A 14-50 on a pressure washer? That must be serious! :)

Why the transition from FMC to PVC? Just to make the fitting work in the HPWC?

I also see you don't use the hanger for the coupling connector, mine keeps falling out because of the natural twist in the HPWC cable.
 
A 14-50 on a pressure washer? That must be serious! :)

Why the transition from FMC to PVC? Just to make the fitting work in the HPWC?

I also see you don't use the hanger for the coupling connector, mine keeps falling out because of the natural twist in the HPWC cable.

pressure washer is a 240V / 7.5HP, 2700PSI @ 3.8GPM, I even bought a motor starter for it, for overload protection (and I installed a flow switch with a delay off timer, so it stops the motor after you let off the trigger for 15 seconds) it draws 32Amps max, yes, it's mostly used to wash the mud off the Model S in the winter, lots of the car washes where frozen up for a lot of the winter here.

The 1" PVC is the only thing that would fit in that side entrance (and you can barely get a locknut/bushing on it). The FMC, frankly I had it leftover, along with the fittings. I could have spent more $ and used PVC sweeps/elbows, etc, but its such a short distance, it would almost be "elbow to elbow" (its like 16" or less of FMC).
 
One doesn't have to be outright rude to push someone away. For pages now this thread has been a bunch of piling on and politely-worded "you don't know anything, I do" posts. Over. And Over. He isn't even posting here anymore and the finger wagging continues.
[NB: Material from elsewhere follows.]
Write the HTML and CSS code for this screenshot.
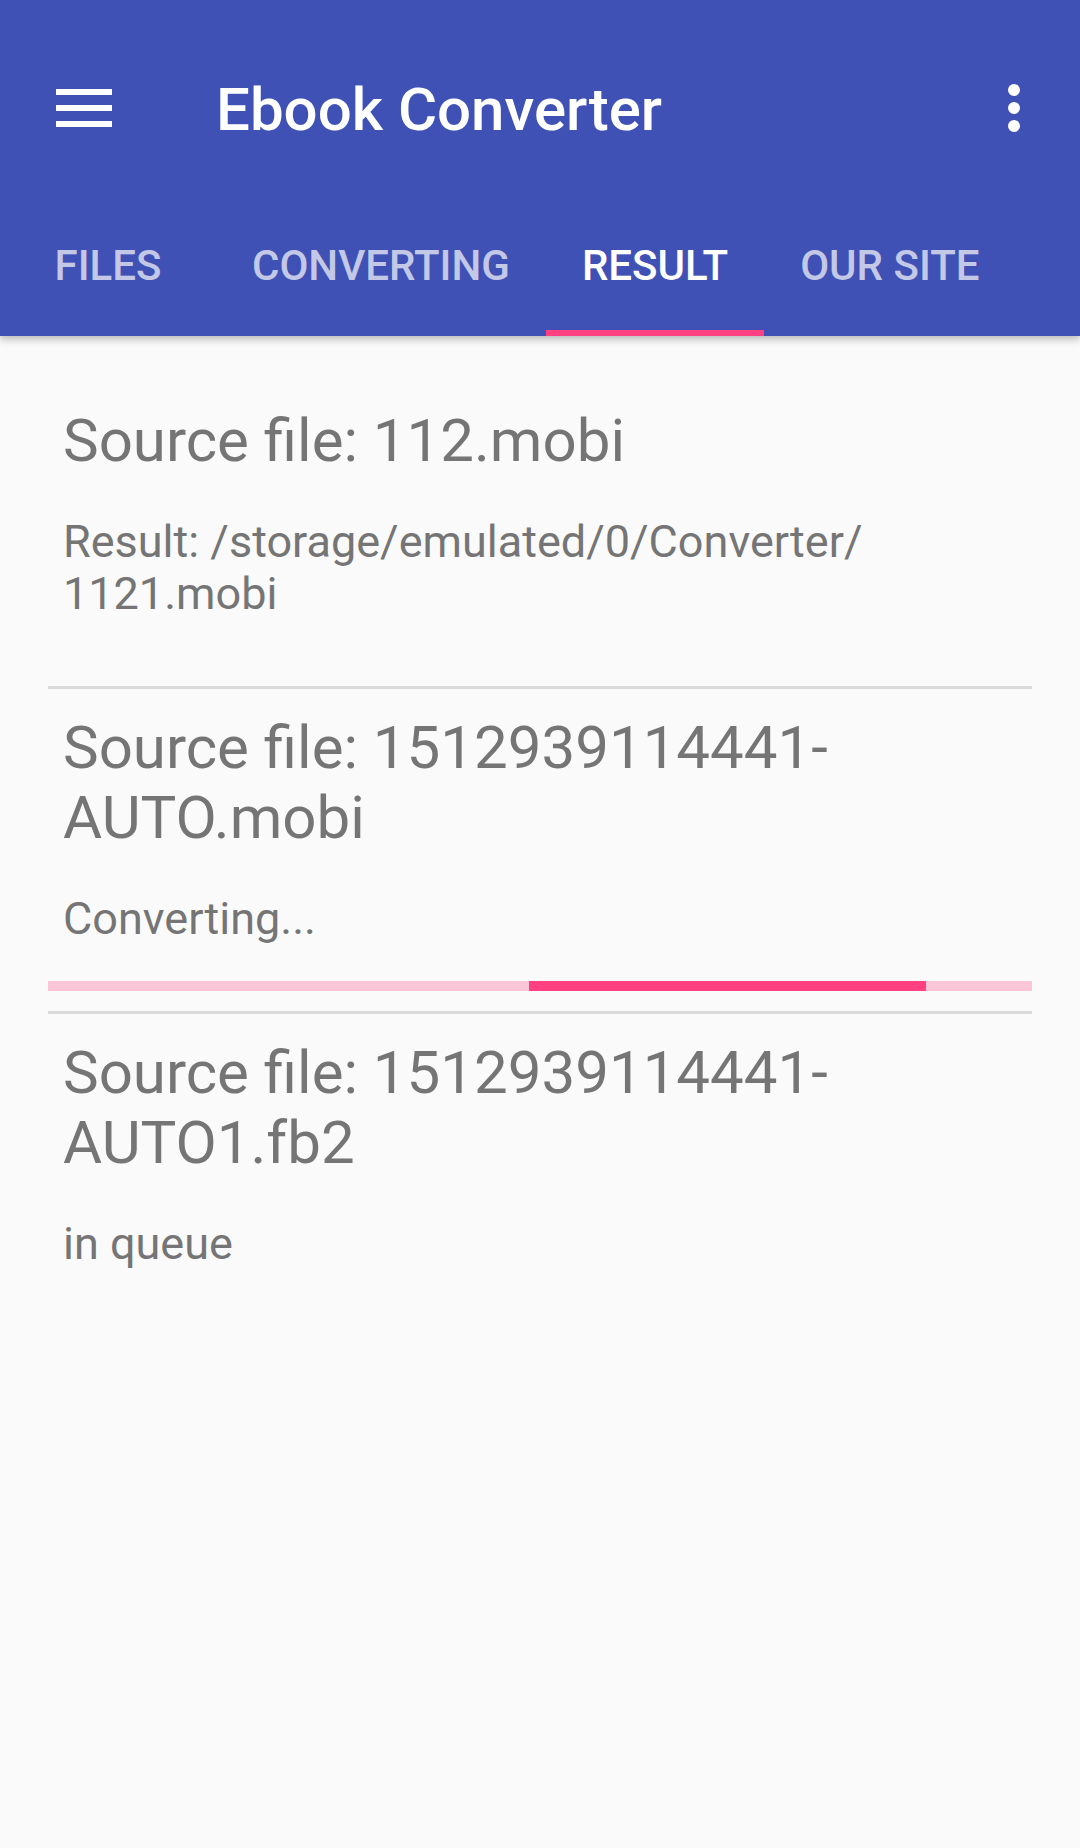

I don't get the problem with too many "politely-worded" posts? I see a lot of very informative posts in this thread that serve the purpose of informing people on how to do a proper install the result of which is not risking property and lives. With more and more people buying Teslas, to allow such a poor install to receive only one or two politely worded rebuttals, as you seem to suggest is appropriate, wouldn't be a proper response to the seriousness of the offence shown in the first picture.

But then again, you rudely bashed me in another thread today saying about me "There's always someone...". Then you come here and mention about others being rude. How ironic.
 
Coming from a different angle I think it's only fair that people react and warn the OP. This could cause a fire and potentially flood the media with headlines like "Tesla burns house down", "Tesla Model Fire" and what have we not.

Seriously buying a $50k-$100k car and saving $1500 on wiring is just apocalyptically stupid.